Hooks, Bobbers and Sinkers

  • Beginners and casual anglers will often have more success using live baits than artificial lures. Worms, crickets, minnows, mealworms and wax worms are some of the most effective baits. To use live baits, you will need bait hooks, and bobbers or sinkers, depending on the target species and conditions. Sinkers are useful for fishing for bottom-feeding species, while bobbers keep the bait higher in the water column, where suspended fish can see it. Select a variety of lead weights ranging from one-sixteenth up to 1 ounce in weight to be prepared for most situations.
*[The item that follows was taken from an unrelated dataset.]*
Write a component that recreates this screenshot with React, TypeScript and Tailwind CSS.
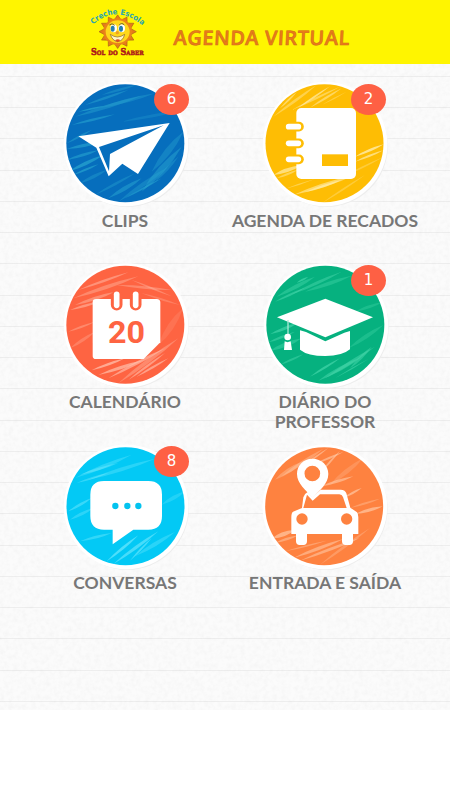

Match your hooks to your bait – use 1/0 to 4/0 hooks to hook large earthworms, and bait No. 8 to No. 10 hooks with crickets or mealworms.

Artificial Lures

  • A variety pack of plastic baits in various sizes, shapes and colors, combined with a few different-size jig heads, ranging from one-eighth ounce to one-half ounce, will provide you with plenty of flexibility. Plastic baits are good for catching bass, bream, trout, crappie and walleyes, and they work in most weather conditions. Spinner baits, crank baits and spoons are effective for a variety of different species as well. In all circumstances, select larger lures for larger fish. When the water is cloudy, use chartreuse or orange lures, but when the water is clear opt for white, silver, green or blue lures.